--- start of SOURCE EXCERPT ---

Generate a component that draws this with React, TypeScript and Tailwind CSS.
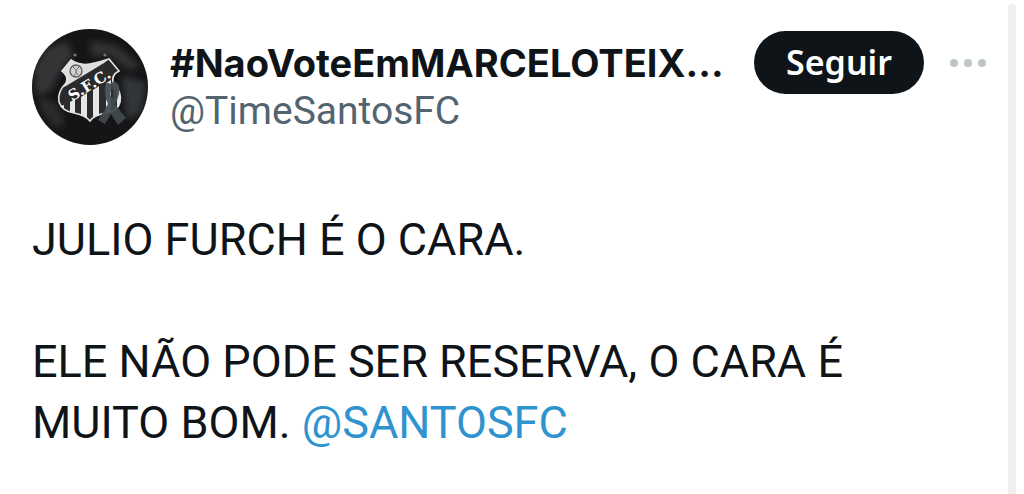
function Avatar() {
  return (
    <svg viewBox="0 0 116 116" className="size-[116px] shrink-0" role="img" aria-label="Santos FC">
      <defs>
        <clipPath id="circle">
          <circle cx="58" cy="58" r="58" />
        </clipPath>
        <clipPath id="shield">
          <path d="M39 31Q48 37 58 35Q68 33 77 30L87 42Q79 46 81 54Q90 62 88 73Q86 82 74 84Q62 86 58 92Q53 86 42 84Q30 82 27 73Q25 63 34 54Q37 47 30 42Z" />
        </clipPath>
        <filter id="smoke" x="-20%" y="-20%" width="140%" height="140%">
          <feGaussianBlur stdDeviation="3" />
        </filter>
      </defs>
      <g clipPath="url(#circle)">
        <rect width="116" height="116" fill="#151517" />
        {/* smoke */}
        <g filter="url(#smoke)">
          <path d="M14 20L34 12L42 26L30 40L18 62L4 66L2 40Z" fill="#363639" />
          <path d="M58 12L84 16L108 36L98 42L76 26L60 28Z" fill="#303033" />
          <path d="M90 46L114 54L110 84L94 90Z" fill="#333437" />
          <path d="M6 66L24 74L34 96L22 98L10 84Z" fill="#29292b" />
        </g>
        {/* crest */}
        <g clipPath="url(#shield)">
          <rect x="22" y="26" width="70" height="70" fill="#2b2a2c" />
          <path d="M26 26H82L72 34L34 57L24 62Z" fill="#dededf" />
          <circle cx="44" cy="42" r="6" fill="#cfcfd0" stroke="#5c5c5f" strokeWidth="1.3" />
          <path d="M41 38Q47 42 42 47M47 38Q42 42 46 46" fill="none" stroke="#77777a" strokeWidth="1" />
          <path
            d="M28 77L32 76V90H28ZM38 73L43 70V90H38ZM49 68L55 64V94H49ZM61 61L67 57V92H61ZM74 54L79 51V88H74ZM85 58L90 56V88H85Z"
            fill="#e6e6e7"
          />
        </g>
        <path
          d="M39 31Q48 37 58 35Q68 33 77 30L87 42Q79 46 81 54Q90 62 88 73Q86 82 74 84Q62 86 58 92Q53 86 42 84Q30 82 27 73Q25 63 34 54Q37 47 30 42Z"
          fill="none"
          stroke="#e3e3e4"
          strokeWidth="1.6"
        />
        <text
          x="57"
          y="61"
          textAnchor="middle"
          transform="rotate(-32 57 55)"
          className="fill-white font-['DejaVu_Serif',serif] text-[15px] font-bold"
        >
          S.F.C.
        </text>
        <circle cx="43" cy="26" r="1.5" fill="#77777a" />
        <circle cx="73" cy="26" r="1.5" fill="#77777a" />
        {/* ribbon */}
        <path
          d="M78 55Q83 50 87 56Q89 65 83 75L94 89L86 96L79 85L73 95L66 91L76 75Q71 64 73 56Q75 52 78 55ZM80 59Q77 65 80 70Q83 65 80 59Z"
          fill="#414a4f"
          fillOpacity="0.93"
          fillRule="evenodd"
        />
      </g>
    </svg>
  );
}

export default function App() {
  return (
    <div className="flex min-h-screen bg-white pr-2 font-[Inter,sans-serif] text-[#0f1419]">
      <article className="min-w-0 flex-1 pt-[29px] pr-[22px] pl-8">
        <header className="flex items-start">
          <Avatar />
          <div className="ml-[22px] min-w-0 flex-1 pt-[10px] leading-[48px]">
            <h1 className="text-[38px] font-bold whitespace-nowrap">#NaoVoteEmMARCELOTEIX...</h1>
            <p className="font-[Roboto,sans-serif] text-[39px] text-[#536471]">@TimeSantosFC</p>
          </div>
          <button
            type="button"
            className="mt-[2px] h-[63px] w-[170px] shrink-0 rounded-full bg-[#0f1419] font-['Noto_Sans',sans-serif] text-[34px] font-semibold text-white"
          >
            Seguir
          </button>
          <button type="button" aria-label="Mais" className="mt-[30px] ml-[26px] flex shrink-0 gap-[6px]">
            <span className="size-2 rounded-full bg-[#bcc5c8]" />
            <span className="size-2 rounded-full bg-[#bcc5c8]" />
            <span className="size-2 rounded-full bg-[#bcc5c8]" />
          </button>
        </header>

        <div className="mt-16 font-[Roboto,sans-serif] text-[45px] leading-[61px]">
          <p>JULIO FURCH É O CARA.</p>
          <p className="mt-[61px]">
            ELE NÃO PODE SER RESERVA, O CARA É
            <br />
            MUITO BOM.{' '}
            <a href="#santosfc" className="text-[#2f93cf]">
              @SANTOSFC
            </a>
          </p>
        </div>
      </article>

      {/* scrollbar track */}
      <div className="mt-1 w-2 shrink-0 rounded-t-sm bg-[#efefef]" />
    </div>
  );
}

--- end of SOURCE EXCERPT ---

• REQUEST
With the pictures left out, transcribe the material exactly.

• COMPLETED EXERCISE
Generate a component that draws this with React, TypeScript and Tailwind CSS.
function Avatar() {
  return (
    <svg viewBox="0 0 116 116" className="size-[116px] shrink-0" role="img" aria-label="Santos FC">
      <defs>
        <clipPath id="circle">
          <circle cx="58" cy="58" r="58" />
        </clipPath>
        <clipPath id="shield">
          <path d="M39 31Q48 37 58 35Q68 33 77 30L87 42Q79 46 81 54Q90 62 88 73Q86 82 74 84Q62 86 58 92Q53 86 42 84Q30 82 27 73Q25 63 34 54Q37 47 30 42Z" />
        </clipPath>
        <filter id="smoke" x="-20%" y="-20%" width="140%" height="140%">
          <feGaussianBlur stdDeviation="3" />
        </filter>
      </defs>
      <g clipPath="url(#circle)">
        <rect width="116" height="116" fill="#151517" />
        {/* smoke */}
        <g filter="url(#smoke)">
          <path d="M14 20L34 12L42 26L30 40L18 62L4 66L2 40Z" fill="#363639" />
          <path d="M58 12L84 16L108 36L98 42L76 26L60 28Z" fill="#303033" />
          <path d="M90 46L114 54L110 84L94 90Z" fill="#333437" />
          <path d="M6 66L24 74L34 96L22 98L10 84Z" fill="#29292b" />
        </g>
        {/* crest */}
        <g clipPath="url(#shield)">
          <rect x="22" y="26" width="70" height="70" fill="#2b2a2c" />
          <path d="M26 26H82L72 34L34 57L24 62Z" fill="#dededf" />
          <circle cx="44" cy="42" r="6" fill="#cfcfd0" stroke="#5c5c5f" strokeWidth="1.3" />
          <path d="M41 38Q47 42 42 47M47 38Q42 42 46 46" fill="none" stroke="#77777a" strokeWidth="1" />
          <path
            d="M28 77L32 76V90H28ZM38 73L43 70V90H38ZM49 68L55 64V94H49ZM61 61L67 57V92H61ZM74 54L79 51V88H74ZM85 58L90 56V88H85Z"
            fill="#e6e6e7"
          />
        </g>
        <path
          d="M39 31Q48 37 58 35Q68 33 77 30L87 42Q79 46 81 54Q90 62 88 73Q86 82 74 84Q62 86 58 92Q53 86 42 84Q30 82 27 73Q25 63 34 54Q37 47 30 42Z"
          fill="none"
          stroke="#e3e3e4"
          strokeWidth="1.6"
        />
        <text
          x="57"
          y="61"
          textAnchor="middle"
          transform="rotate(-32 57 55)"
          className="fill-white font-['DejaVu_Serif',serif] text-[15px] font-bold"
        >
          S.F.C.
        </text>
        <circle cx="43" cy="26" r="1.5" fill="#77777a" />
        <circle cx="73" cy="26" r="1.5" fill="#77777a" />
        {/* ribbon */}
        <path
          d="M78 55Q83 50 87 56Q89 65 83 75L94 89L86 96L79 85L73 95L66 91L76 75Q71 64 73 56Q75 52 78 55ZM80 59Q77 65 80 70Q83 65 80 59Z"
          fill="#414a4f"
          fillOpacity="0.93"
          fillRule="evenodd"
        />
      </g>
    </svg>
  );
}

export default function App() {
  return (
    <div className="flex min-h-screen bg-white pr-2 font-[Inter,sans-serif] text-[#0f1419]">
      <article className="min-w-0 flex-1 pt-[29px] pr-[22px] pl-8">
        <header className="flex items-start">
          <Avatar />
          <div className="ml-[22px] min-w-0 flex-1 pt-[10px] leading-[48px]">
            <h1 className="text-[38px] font-bold whitespace-nowrap">#NaoVoteEmMARCELOTEIX...</h1>
            <p className="font-[Roboto,sans-serif] text-[39px] text-[#536471]">@TimeSantosFC</p>
          </div>
          <button
            type="button"
            className="mt-[2px] h-[63px] w-[170px] shrink-0 rounded-full bg-[#0f1419] font-['Noto_Sans',sans-serif] text-[34px] font-semibold text-white"
          >
            Seguir
          </button>
          <button type="button" aria-label="Mais" className="mt-[30px] ml-[26px] flex shrink-0 gap-[6px]">
            <span className="size-2 rounded-full bg-[#bcc5c8]" />
            <span className="size-2 rounded-full bg-[#bcc5c8]" />
            <span className="size-2 rounded-full bg-[#bcc5c8]" />
          </button>
        </header>

        <div className="mt-16 font-[Roboto,sans-serif] text-[45px] leading-[61px]">
          <p>JULIO FURCH É O CARA.</p>
          <p className="mt-[61px]">
            ELE NÃO PODE SER RESERVA, O CARA É
            <br />
            MUITO BOM.{' '}
            <a href="#santosfc" className="text-[#2f93cf]">
              @SANTOSFC
            </a>
          </p>
        </div>
      </article>

      {/* scrollbar track */}
      <div className="mt-1 w-2 shrink-0 rounded-t-sm bg-[#efefef]" />
    </div>
  );
}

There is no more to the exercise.